**WHAT THE TASK REQUIRES**: Give nothing except the number of lines containing the word "components".
── SUPPLIED INFORMATION
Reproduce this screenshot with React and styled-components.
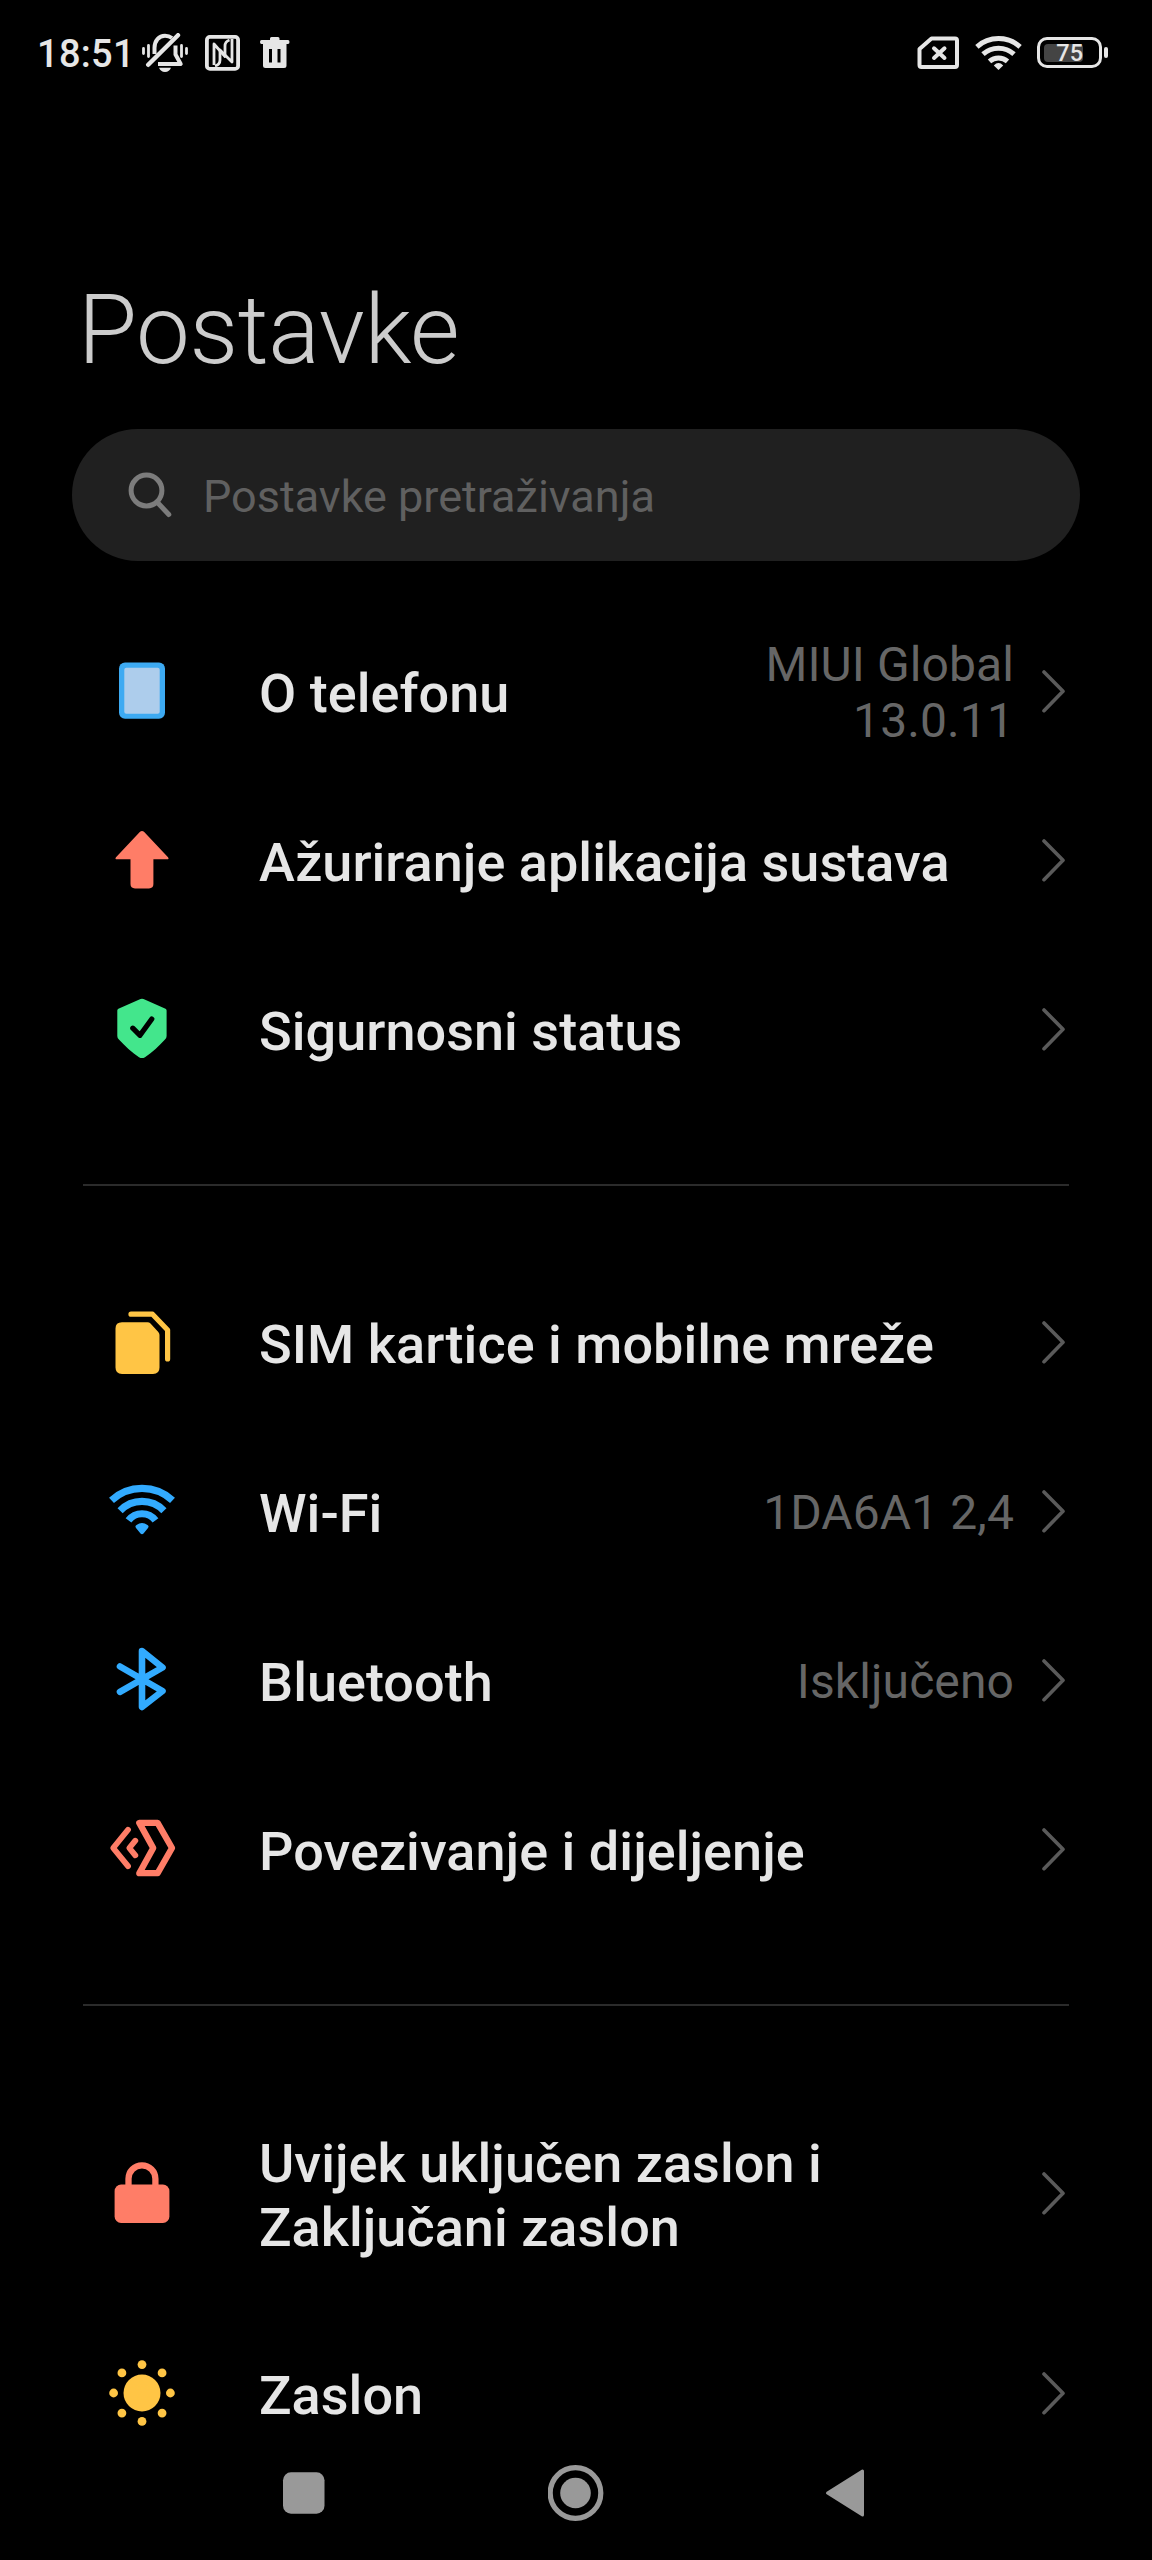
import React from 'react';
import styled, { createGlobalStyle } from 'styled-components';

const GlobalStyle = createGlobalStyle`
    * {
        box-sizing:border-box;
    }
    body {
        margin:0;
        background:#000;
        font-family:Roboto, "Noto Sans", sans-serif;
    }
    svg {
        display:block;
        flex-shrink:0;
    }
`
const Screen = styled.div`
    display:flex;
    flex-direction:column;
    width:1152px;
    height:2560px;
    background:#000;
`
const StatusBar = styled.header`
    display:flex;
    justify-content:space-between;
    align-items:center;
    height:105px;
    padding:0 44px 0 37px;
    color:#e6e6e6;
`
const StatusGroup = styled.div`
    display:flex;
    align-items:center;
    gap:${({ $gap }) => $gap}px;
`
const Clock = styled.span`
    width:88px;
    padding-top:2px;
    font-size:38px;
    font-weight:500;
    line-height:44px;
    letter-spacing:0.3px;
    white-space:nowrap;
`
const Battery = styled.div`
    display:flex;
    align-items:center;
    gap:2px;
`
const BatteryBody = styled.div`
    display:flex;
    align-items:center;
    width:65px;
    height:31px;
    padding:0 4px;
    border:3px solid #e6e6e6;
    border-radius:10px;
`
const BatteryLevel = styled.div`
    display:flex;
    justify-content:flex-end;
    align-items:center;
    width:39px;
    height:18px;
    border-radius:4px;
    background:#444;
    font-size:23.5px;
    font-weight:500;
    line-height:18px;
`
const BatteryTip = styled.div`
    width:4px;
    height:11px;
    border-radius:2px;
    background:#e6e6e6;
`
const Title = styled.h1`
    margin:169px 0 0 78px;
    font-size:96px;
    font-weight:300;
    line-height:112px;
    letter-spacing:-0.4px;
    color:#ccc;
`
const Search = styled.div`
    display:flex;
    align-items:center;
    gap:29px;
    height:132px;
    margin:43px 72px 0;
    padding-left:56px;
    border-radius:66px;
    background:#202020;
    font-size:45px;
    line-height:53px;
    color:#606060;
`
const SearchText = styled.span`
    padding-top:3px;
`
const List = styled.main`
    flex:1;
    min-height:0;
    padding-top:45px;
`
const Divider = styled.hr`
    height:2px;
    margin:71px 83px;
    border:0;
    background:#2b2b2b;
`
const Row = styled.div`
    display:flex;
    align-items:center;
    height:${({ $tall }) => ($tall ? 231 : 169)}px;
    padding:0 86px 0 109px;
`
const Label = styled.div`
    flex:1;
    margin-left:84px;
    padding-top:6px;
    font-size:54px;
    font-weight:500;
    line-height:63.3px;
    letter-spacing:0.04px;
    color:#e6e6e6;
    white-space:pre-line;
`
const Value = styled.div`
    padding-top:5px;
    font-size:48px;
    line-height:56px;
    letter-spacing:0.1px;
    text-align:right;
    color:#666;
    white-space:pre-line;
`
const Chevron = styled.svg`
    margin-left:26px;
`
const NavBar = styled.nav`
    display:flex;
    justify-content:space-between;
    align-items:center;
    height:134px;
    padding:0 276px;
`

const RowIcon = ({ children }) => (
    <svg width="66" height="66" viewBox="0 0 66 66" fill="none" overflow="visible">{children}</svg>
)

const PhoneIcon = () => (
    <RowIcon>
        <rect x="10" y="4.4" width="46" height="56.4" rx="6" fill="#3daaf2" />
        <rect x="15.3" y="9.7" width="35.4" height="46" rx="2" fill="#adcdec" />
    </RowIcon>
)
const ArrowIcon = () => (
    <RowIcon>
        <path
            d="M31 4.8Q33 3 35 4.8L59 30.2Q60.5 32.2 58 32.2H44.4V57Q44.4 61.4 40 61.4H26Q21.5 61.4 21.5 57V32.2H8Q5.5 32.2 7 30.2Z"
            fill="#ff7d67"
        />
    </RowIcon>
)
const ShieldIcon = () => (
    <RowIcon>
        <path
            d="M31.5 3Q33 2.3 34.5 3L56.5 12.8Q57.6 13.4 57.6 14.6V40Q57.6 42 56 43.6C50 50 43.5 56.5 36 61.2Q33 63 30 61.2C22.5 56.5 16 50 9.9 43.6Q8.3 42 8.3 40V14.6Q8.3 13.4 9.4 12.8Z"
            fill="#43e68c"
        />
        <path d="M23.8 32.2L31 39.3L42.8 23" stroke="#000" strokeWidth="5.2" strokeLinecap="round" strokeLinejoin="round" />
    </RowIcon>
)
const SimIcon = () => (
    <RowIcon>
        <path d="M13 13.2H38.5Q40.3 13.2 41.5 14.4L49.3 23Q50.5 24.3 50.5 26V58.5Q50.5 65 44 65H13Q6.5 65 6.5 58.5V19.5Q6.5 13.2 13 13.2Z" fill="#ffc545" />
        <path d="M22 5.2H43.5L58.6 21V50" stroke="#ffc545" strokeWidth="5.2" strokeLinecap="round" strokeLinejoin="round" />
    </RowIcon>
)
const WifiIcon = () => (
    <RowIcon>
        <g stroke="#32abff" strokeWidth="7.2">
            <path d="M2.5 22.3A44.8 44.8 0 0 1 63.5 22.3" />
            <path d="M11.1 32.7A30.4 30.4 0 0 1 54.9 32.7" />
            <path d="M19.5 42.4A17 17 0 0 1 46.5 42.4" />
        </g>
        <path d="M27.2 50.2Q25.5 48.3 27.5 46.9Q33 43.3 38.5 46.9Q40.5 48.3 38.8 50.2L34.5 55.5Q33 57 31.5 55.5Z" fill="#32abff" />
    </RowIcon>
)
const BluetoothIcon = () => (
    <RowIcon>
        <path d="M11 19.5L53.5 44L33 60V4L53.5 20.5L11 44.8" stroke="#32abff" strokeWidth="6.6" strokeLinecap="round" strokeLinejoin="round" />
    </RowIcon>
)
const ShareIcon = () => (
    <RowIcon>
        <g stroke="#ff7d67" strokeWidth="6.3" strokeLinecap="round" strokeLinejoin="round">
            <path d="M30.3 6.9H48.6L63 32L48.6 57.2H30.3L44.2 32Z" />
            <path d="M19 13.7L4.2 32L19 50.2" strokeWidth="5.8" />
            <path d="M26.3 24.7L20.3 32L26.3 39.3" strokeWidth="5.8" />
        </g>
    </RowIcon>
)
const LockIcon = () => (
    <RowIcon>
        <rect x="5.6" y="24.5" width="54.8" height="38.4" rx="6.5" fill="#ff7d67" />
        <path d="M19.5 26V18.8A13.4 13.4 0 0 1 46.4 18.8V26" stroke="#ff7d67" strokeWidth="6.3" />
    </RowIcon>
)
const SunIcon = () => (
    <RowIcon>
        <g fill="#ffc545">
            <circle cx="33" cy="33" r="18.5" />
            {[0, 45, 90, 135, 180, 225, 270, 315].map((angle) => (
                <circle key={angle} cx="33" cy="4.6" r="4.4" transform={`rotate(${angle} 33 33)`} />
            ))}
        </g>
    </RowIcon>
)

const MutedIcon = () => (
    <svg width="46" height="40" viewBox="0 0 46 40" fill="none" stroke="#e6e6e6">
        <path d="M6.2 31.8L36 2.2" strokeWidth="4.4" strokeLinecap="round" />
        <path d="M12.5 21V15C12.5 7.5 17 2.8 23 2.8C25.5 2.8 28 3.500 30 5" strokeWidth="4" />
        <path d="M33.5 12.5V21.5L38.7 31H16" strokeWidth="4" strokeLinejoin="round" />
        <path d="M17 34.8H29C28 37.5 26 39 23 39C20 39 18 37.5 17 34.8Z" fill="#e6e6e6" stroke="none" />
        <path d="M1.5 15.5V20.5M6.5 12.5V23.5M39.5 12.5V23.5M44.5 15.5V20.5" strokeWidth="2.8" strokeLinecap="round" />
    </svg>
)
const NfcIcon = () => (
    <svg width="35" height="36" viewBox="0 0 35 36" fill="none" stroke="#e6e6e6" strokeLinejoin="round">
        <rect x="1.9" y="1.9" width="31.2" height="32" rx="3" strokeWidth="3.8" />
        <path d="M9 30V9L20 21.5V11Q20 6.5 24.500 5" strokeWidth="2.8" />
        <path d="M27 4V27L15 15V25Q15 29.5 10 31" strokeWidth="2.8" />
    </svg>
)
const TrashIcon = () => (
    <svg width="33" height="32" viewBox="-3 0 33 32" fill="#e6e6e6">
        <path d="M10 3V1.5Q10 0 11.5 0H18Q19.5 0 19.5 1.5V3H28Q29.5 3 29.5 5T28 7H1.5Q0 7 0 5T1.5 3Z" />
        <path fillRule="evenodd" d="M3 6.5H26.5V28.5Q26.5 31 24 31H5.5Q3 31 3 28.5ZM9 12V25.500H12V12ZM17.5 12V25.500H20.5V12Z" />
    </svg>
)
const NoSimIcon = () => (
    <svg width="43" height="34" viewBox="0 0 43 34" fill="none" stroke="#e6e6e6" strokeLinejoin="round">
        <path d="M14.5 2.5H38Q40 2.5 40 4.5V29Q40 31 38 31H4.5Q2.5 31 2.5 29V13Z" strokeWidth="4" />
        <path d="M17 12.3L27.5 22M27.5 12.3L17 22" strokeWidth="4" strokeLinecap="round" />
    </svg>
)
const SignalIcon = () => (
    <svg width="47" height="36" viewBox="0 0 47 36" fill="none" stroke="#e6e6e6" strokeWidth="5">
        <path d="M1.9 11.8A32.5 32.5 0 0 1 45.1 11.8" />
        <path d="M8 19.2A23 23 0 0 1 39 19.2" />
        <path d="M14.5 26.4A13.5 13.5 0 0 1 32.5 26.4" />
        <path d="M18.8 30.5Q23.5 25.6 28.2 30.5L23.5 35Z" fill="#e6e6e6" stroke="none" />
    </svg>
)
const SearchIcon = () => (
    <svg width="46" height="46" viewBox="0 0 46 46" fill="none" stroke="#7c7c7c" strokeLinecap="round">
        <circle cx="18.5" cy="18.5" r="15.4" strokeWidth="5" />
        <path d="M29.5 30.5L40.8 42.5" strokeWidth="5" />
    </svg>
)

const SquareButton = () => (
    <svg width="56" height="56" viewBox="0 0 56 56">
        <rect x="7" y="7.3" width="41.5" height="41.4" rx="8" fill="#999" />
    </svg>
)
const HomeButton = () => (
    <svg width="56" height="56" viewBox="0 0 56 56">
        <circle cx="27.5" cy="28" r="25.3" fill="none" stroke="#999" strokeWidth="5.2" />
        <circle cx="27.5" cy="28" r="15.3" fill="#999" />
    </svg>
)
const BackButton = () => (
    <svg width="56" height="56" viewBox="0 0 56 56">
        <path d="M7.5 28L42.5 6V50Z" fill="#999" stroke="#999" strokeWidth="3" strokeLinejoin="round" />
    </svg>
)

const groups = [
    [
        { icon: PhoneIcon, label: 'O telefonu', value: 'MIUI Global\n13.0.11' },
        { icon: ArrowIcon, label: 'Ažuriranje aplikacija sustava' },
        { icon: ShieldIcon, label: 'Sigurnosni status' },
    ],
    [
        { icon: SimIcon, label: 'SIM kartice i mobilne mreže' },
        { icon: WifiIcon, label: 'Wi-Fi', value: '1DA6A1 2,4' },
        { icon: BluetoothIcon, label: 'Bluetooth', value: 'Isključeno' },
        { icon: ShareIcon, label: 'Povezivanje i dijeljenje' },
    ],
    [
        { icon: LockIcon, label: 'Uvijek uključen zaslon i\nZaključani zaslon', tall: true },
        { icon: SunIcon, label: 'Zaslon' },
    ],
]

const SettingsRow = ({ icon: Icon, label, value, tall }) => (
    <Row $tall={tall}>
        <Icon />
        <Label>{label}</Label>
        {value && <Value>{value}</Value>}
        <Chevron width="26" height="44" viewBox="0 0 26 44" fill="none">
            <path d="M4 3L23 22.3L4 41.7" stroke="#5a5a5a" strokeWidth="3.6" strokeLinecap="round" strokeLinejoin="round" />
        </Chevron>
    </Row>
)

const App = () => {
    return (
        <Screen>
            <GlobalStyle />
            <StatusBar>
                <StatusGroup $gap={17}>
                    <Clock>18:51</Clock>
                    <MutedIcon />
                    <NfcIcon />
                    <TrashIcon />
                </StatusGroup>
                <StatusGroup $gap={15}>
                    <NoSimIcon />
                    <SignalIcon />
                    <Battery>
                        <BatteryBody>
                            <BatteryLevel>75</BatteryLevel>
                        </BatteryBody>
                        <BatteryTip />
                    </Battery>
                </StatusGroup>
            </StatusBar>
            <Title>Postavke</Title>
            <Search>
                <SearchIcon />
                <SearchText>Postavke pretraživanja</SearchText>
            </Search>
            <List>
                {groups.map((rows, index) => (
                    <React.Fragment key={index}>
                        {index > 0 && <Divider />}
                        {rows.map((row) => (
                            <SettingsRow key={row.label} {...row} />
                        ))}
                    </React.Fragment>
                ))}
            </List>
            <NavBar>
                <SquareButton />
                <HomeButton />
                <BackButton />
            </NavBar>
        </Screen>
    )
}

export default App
────
**EXERCISE RESULT**: 2